In April 2008, Go Out Tonight, a more organic album than Electronik Audience, was released. In it Haig returned to his guitar-roots, with tracks such as "Trouble Maker" very reminiscent of early solo recordings such as "Chance". In April 2008, Haig also embarked on his first tour since 1989, performing both old and new tracks at dates in Scotland and selected shows in Nottingham and London.

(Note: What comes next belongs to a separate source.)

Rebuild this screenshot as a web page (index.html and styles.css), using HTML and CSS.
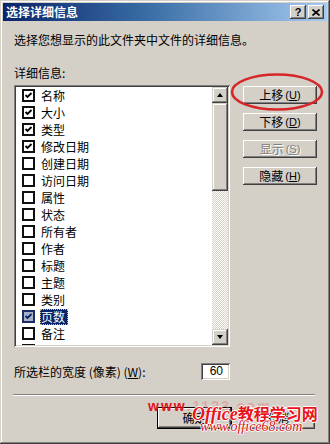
FILE: index.html
```html
<!DOCTYPE html>
<html lang="zh-CN">
<head>
<meta charset="utf-8">
<title>选择详细信息</title>
<link rel="stylesheet" href="styles.css">
</head>
<body>
<div class="window">
  <div class="titlebar">
    <span class="title">选择详细信息</span>
    <div class="caps">
      <span class="cap help">?</span>
      <span class="cap"><svg width="8" height="7" viewBox="0 0 8 7"><path d="M0.5 0.5 L7.5 6.5 M7.5 0.5 L0.5 6.5" stroke="#000" stroke-width="1.6"/></svg></span>
    </div>
  </div>
  <div class="body">
    <p class="desc">选择您想显示的此文件夹中文件的详细信息。</p>
    <p class="label">详细信息:</p>
    <div class="main">
      <div class="list">
        <div class="items">
          <div class="item"><span class="cb on"><svg viewBox="0 0 9 9"><path d="M1.5 4 L3.5 6 L7.5 2" /></svg></span><span class="txt">名称</span></div>
          <div class="item"><span class="cb on"><svg viewBox="0 0 9 9"><path d="M1.5 4 L3.5 6 L7.5 2" /></svg></span><span class="txt">大小</span></div>
          <div class="item"><span class="cb on"><svg viewBox="0 0 9 9"><path d="M1.5 4 L3.5 6 L7.5 2" /></svg></span><span class="txt">类型</span></div>
          <div class="item"><span class="cb on"><svg viewBox="0 0 9 9"><path d="M1.5 4 L3.5 6 L7.5 2" /></svg></span><span class="txt">修改日期</span></div>
          <div class="item"><span class="cb"></span><span class="txt">创建日期</span></div>
          <div class="item"><span class="cb"></span><span class="txt">访问日期</span></div>
          <div class="item"><span class="cb"></span><span class="txt">属性</span></div>
          <div class="item"><span class="cb"></span><span class="txt">状态</span></div>
          <div class="item"><span class="cb"></span><span class="txt">所有者</span></div>
          <div class="item"><span class="cb"></span><span class="txt">作者</span></div>
          <div class="item"><span class="cb"></span><span class="txt">标题</span></div>
          <div class="item"><span class="cb"></span><span class="txt">主题</span></div>
          <div class="item"><span class="cb"></span><span class="txt">类别</span></div>
          <div class="item"><span class="cb on sel"><svg viewBox="0 0 9 9"><path d="M1.5 4 L3.5 6 L7.5 2" /></svg></span><span class="txt selected">页数</span></div>
          <div class="item"><span class="cb"></span><span class="txt">备注</span></div>
          <div class="item"><span class="cb"></span><span class="txt">版权</span></div>
        </div>
        <div class="scrollbar">
          <div class="sb-btn"><span class="arrow up"></span></div>
          <div class="thumb"></div>
          <div class="track"></div>
          <div class="sb-btn"><span class="arrow down"></span></div>
        </div>
      </div>
      <div class="side">
        <div class="btn">上移<span class="acc">(<u>U</u>)</span></div>
        <div class="btn">下移<span class="acc">(<u>D</u>)</span></div>
        <div class="btn disabled">显示<span class="acc">(<u>S</u>)</span></div>
        <div class="btn">隐藏<span class="acc">(<u>H</u>)</span></div>
      </div>
    </div>
    <div class="width-row">
      <span>所选栏的宽度 (像素) (<u>W</u>):</span>
      <div class="num">60</div>
    </div>
    <div class="sep"></div>
    <div class="actions">
      <div class="btn big default">确定</div>
      <div class="btn big">取消</div>
    </div>
  </div>

  <svg class="ellipse" width="96" height="40" viewBox="0 0 96 40"><ellipse cx="47" cy="20" rx="45" ry="17.5" fill="none" stroke="#d6262a" stroke-width="2.6"/></svg>

  <div class="wm-bg"><b>www</b>.1123.com</div>
  <div class="wm-main"><span class="en">Office</span>教程学习网</div>
  <div class="wm-url">www.office68.com</div>
</div>
</body>
</html>
```
FILE: styles.css
```css
html, body {
  margin: 0;
  padding: 0;
}
body {
  font-family: "Noto Sans CJK SC", "Noto Sans", sans-serif;
  font-size: 12px;
  color: #000;
}
p { margin: 0; }

.window {
  position: relative;
  width: 330px;
  height: 444px;
  box-sizing: border-box;
  padding: 3px;
  background: #D4D0C8;
  box-shadow: inset -1px -1px #404040, inset 1px 1px #D4D0C8, inset -2px -2px #808080, inset 2px 2px #fff;
  display: flex;
  flex-direction: column;
  overflow: hidden;
}

.titlebar {
  height: 18px;
  flex: none;
  background: linear-gradient(to right, #0A246A 0%, #3A6EA5 45%, #A6CAF0 100%);
  display: flex;
  align-items: center;
  justify-content: space-between;
  padding: 0 3px 0 3px;
}
.title {
  color: #fff;
  font-weight: bold;
  font-size: 12px;
  line-height: 14px;
}
.caps { display: flex; gap: 2px; }
.cap {
  width: 16px;
  height: 14px;
  box-sizing: border-box;
  background: #D4D0C8;
  box-shadow: inset -1px -1px #404040, inset 1px 1px #fff, inset -2px -2px #808080;
  display: flex;
  align-items: center;
  justify-content: center;
}
.cap.help {
  font-family: "Liberation Sans", sans-serif;
  font-weight: bold;
  font-size: 11px;
  line-height: 12px;
}

.body {
  flex: 1;
  padding: 0 10px 0 11px;
  display: flex;
  flex-direction: column;
}
.desc { margin-top: 12px; line-height: 14px; }
.label { margin-top: 19px; line-height: 14px; }

.main {
  margin-top: 5px;
  display: flex;
  gap: 13px;
}
.list {
  width: 216px;
  height: 262px;
  box-sizing: border-box;
  padding: 2px;
  background: #fff;
  box-shadow: inset 1px 1px #808080, inset -1px -1px #fff, inset 2px 2px #404040, inset -2px -2px #D4D0C8;
  display: flex;
}
.items {
  flex: 1;
  overflow: hidden;
}
.item {
  height: 17px;
  display: flex;
  align-items: center;
  padding-left: 6px;
}
.cb {
  width: 13px;
  height: 13px;
  box-sizing: border-box;
  border: 2px solid #111;
  background: #fff;
  display: flex;
  align-items: center;
  justify-content: center;
  flex: none;
}
.cb svg {
  width: 9px;
  height: 9px;
}
.cb svg path {
  fill: none;
  stroke: #000;
  stroke-width: 1.9;
}
.cb.sel {
  background: #a9b1c9;
  border-color: #1b2c66;
}
.cb.sel svg path { stroke: #0A246A; }
.txt {
  margin-left: 5px;
  padding: 0 3px 0 1px;
  line-height: 16px;
}
.txt.selected {
  background: #0A246A;
  color: #fff;
  outline: 1px dotted #e0c060;
  outline-offset: -1px;
}

.scrollbar {
  width: 16px;
  display: flex;
  flex-direction: column;
}
.sb-btn, .thumb {
  background: #D4D0C8;
  box-shadow: inset -1px -1px #404040, inset 1px 1px #D4D0C8, inset -2px -2px #808080, inset 2px 2px #fff;
}
.sb-btn {
  height: 16px;
  display: flex;
  align-items: center;
  justify-content: center;
  flex: none;
}
.thumb { height: 88px; flex: none; }
.track {
  flex: 1;
  background: repeating-conic-gradient(#fff 0 25%, #D4D0C8 0 50%) 0 0 / 2px 2px;
}
.arrow {
  width: 0;
  height: 0;
  border-left: 3.5px solid transparent;
  border-right: 3.5px solid transparent;
}
.arrow.up { border-bottom: 4px solid #000; }
.arrow.down { border-top: 4px solid #000; }

.side {
  width: 74px;
  display: flex;
  flex-direction: column;
  gap: 9px;
  padding-top: 1px;
}
.btn {
  height: 18px;
  box-sizing: border-box;
  background: #D4D0C8;
  box-shadow: inset -1px -1px #404040, inset 1px 1px #fff, inset -2px -2px #808080;
  display: flex;
  align-items: center;
  justify-content: center;
  line-height: 14px;
}
.acc {
  font-family: "Liberation Sans", sans-serif;
  font-size: 11px;
  margin-left: 2px;
}
.btn.disabled {
  color: #808080;
  text-shadow: 1px 1px #fff;
}

.width-row {
  margin-top: 16px;
  width: 216px;
  height: 16px;
  display: flex;
  align-items: center;
  justify-content: space-between;
}
.num {
  width: 29px;
  height: 17px;
  box-sizing: border-box;
  background: #fff;
  box-shadow: inset 1px 1px #808080, inset -1px -1px #fff, inset 2px 2px #404040, inset -2px -2px #D4D0C8;
  font-family: "Liberation Sans", sans-serif;
  font-size: 12px;
  text-align: right;
  padding-right: 7px;
  line-height: 17px;
}

.sep {
  margin-top: 15px;
  margin-left: -1px;
  width: 302px;
  height: 0;
  border-top: 1px solid #808080;
  border-bottom: 1px solid #fff;
}
.actions {
  margin-top: 11px;
  display: flex;
  justify-content: flex-end;
  gap: 8px;
  padding-right: 2px;
}
.btn.big {
  width: 75px;
  height: 22px;
}
.btn.default {
  box-shadow: inset 0 0 0 1px #000, inset -2px -2px #404040, inset 2px 2px #fff, inset -3px -3px #808080;
}

.ellipse {
  position: absolute;
  left: 230px;
  top: 72px;
}

.wm-bg {
  position: absolute;
  left: 148px;
  top: 398px;
  font-family: "Liberation Sans", sans-serif;
  font-size: 14px;
  font-weight: bold;
  color: rgba(225, 120, 120, 0.45);
  letter-spacing: 2px;
}
.wm-bg b { color: #e3141b; }
.wm-main {
  position: absolute;
  left: 192px;
  top: 403px;
  font-size: 16px;
  font-weight: bold;
  color: #e8141c;
  line-height: 20px;
  text-shadow: 1px 0 #fff, -1px 0 #fff, 0 1px #fff, 0 -1px #fff;
}
.wm-main .en {
  font-family: "Liberation Serif", serif;
  font-style: italic;
  font-size: 18px;
}
.wm-url {
  position: absolute;
  left: 200px;
  top: 419px;
  font-family: "Liberation Serif", serif;
  font-style: italic;
  font-size: 14px;
  color: #d21218;
  line-height: 16px;
  text-shadow: 1px 0 #fff, -1px 0 #fff, 0 1px #fff, 0 -1px #fff;
}
```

In December 2009, he released Relive, a studio collection which featured the song "Trip Out the Rider", later remixed for a 7" single release by Lemon Jelly founder Fred Deakin. In 2013, a more experimental electronic album Kube was issued on RoL, followed in 2014 by a comprehensive anthology of Crépuscule recordings titled At Twilight.

== Discography ==

- Drama (1981)
- Rhythm of Life (1983)
- The Warp of Pure Fun (1985)
- Chain (1989)
- Cinematique (1992)
- Coincidence vs Fate (1993)
- Cinematique 2 (2001)
- Cinematique 3 (2003)
- Electronik Audience (2007)
- Go Out Tonight (2008)
- Relive (2009)
- Kube (2013)
- The Wood (2020)

==Projects==
- Dub Organiser was a one-off project featuring Allan Campbell with Paul Haig. The record was released as a 12" only single on Manchester label, Play Hard in 1988. Samples from the Dub Organiser tracks were used on Haig's 1989 album, Chain.
- In 2001, Haig performed vocals on an album by Justin Robertson entitled Justin Robertson presents Revtone – Haig's contribution is on the track "Crawling To You".
- In 2014, Haig sang on a remake of Joy Division's "Atmosphere" with producer Outernationale Derek Miller.